## Problem statement:
Set down all of the data that follows word for word, without the images.

## Available data:
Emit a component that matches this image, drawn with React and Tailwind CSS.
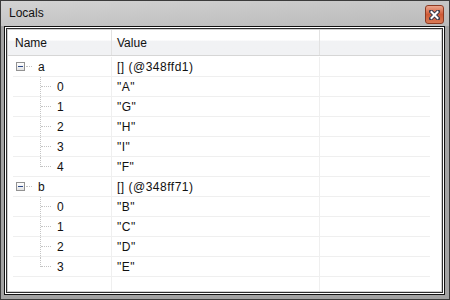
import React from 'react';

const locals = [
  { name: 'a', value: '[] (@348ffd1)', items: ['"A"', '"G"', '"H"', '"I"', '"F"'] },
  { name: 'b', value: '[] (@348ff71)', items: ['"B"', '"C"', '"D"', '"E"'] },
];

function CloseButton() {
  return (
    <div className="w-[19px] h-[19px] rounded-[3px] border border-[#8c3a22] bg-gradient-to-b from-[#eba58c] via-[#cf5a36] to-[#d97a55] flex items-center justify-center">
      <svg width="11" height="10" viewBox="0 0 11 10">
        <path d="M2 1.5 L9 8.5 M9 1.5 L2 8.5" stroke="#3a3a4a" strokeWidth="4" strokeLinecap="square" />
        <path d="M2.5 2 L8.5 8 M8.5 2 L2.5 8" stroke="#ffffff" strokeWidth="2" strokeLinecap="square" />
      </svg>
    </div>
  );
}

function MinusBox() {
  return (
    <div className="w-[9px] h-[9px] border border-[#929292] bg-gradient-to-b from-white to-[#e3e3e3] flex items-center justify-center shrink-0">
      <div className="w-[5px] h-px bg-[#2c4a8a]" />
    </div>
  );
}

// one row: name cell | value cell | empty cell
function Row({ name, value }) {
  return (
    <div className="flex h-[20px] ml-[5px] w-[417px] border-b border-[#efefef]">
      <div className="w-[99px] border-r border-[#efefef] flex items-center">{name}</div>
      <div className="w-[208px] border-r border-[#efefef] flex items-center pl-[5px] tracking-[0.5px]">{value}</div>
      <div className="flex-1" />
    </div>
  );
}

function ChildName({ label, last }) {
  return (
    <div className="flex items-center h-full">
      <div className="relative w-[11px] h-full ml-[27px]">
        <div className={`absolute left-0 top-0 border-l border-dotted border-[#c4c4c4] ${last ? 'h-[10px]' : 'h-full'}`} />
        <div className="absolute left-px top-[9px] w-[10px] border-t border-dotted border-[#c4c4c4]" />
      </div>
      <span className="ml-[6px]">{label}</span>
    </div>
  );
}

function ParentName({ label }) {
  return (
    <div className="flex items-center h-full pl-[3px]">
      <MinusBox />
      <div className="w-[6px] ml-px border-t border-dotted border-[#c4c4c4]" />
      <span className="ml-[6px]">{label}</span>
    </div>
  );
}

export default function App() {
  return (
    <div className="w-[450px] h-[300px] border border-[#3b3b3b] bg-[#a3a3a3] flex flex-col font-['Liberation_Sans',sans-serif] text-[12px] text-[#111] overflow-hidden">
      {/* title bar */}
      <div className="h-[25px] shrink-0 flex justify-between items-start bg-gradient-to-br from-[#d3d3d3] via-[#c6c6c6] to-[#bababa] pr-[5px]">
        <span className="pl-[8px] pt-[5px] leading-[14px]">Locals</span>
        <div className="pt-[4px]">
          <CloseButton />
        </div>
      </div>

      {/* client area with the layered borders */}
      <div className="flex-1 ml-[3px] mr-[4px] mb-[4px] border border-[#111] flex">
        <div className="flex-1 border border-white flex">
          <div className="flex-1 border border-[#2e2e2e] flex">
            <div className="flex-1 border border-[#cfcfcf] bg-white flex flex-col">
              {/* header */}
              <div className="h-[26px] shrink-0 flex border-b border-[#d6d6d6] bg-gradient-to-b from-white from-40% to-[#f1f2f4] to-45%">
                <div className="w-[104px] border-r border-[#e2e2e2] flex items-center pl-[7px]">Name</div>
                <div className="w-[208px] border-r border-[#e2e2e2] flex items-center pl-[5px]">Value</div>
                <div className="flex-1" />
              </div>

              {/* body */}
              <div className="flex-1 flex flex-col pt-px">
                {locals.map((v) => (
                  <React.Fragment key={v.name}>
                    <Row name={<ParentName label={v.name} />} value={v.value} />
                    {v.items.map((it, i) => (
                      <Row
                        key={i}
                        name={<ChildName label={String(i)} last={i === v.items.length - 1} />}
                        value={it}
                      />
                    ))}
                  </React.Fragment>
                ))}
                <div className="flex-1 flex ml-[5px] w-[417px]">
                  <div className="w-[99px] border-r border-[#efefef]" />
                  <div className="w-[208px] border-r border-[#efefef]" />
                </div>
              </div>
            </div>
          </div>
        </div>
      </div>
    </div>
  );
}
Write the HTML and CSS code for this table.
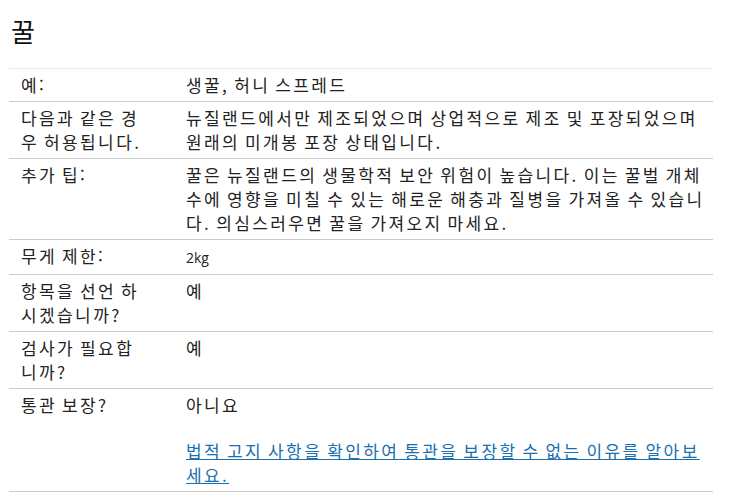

## Result of this exercise:
Emit a component that matches this image, drawn with React and Tailwind CSS.
import React from 'react';

const locals = [
  { name: 'a', value: '[] (@348ffd1)', items: ['"A"', '"G"', '"H"', '"I"', '"F"'] },
  { name: 'b', value: '[] (@348ff71)', items: ['"B"', '"C"', '"D"', '"E"'] },
];

function CloseButton() {
  return (
    <div className="w-[19px] h-[19px] rounded-[3px] border border-[#8c3a22] bg-gradient-to-b from-[#eba58c] via-[#cf5a36] to-[#d97a55] flex items-center justify-center">
      <svg width="11" height="10" viewBox="0 0 11 10">
        <path d="M2 1.5 L9 8.5 M9 1.5 L2 8.5" stroke="#3a3a4a" strokeWidth="4" strokeLinecap="square" />
        <path d="M2.5 2 L8.5 8 M8.5 2 L2.5 8" stroke="#ffffff" strokeWidth="2" strokeLinecap="square" />
      </svg>
    </div>
  );
}

function MinusBox() {
  return (
    <div className="w-[9px] h-[9px] border border-[#929292] bg-gradient-to-b from-white to-[#e3e3e3] flex items-center justify-center shrink-0">
      <div className="w-[5px] h-px bg-[#2c4a8a]" />
    </div>
  );
}

// one row: name cell | value cell | empty cell
function Row({ name, value }) {
  return (
    <div className="flex h-[20px] ml-[5px] w-[417px] border-b border-[#efefef]">
      <div className="w-[99px] border-r border-[#efefef] flex items-center">{name}</div>
      <div className="w-[208px] border-r border-[#efefef] flex items-center pl-[5px] tracking-[0.5px]">{value}</div>
      <div className="flex-1" />
    </div>
  );
}

function ChildName({ label, last }) {
  return (
    <div className="flex items-center h-full">
      <div className="relative w-[11px] h-full ml-[27px]">
        <div className={`absolute left-0 top-0 border-l border-dotted border-[#c4c4c4] ${last ? 'h-[10px]' : 'h-full'}`} />
        <div className="absolute left-px top-[9px] w-[10px] border-t border-dotted border-[#c4c4c4]" />
      </div>
      <span className="ml-[6px]">{label}</span>
    </div>
  );
}

function ParentName({ label }) {
  return (
    <div className="flex items-center h-full pl-[3px]">
      <MinusBox />
      <div className="w-[6px] ml-px border-t border-dotted border-[#c4c4c4]" />
      <span className="ml-[6px]">{label}</span>
    </div>
  );
}

export default function App() {
  return (
    <div className="w-[450px] h-[300px] border border-[#3b3b3b] bg-[#a3a3a3] flex flex-col font-['Liberation_Sans',sans-serif] text-[12px] text-[#111] overflow-hidden">
      {/* title bar */}
      <div className="h-[25px] shrink-0 flex justify-between items-start bg-gradient-to-br from-[#d3d3d3] via-[#c6c6c6] to-[#bababa] pr-[5px]">
        <span className="pl-[8px] pt-[5px] leading-[14px]">Locals</span>
        <div className="pt-[4px]">
          <CloseButton />
        </div>
      </div>

      {/* client area with the layered borders */}
      <div className="flex-1 ml-[3px] mr-[4px] mb-[4px] border border-[#111] flex">
        <div className="flex-1 border border-white flex">
          <div className="flex-1 border border-[#2e2e2e] flex">
            <div className="flex-1 border border-[#cfcfcf] bg-white flex flex-col">
              {/* header */}
              <div className="h-[26px] shrink-0 flex border-b border-[#d6d6d6] bg-gradient-to-b from-white from-40% to-[#f1f2f4] to-45%">
                <div className="w-[104px] border-r border-[#e2e2e2] flex items-center pl-[7px]">Name</div>
                <div className="w-[208px] border-r border-[#e2e2e2] flex items-center pl-[5px]">Value</div>
                <div className="flex-1" />
              </div>

              {/* body */}
              <div className="flex-1 flex flex-col pt-px">
                {locals.map((v) => (
                  <React.Fragment key={v.name}>
                    <Row name={<ParentName label={v.name} />} value={v.value} />
                    {v.items.map((it, i) => (
                      <Row
                        key={i}
                        name={<ChildName label={String(i)} last={i === v.items.length - 1} />}
                        value={it}
                      />
                    ))}
                  </React.Fragment>
                ))}
                <div className="flex-1 flex ml-[5px] w-[417px]">
                  <div className="w-[99px] border-r border-[#efefef]" />
                  <div className="w-[208px] border-r border-[#efefef]" />
                </div>
              </div>
            </div>
          </div>
        </div>
      </div>
    </div>
  );
}
Write the HTML and CSS code for this table.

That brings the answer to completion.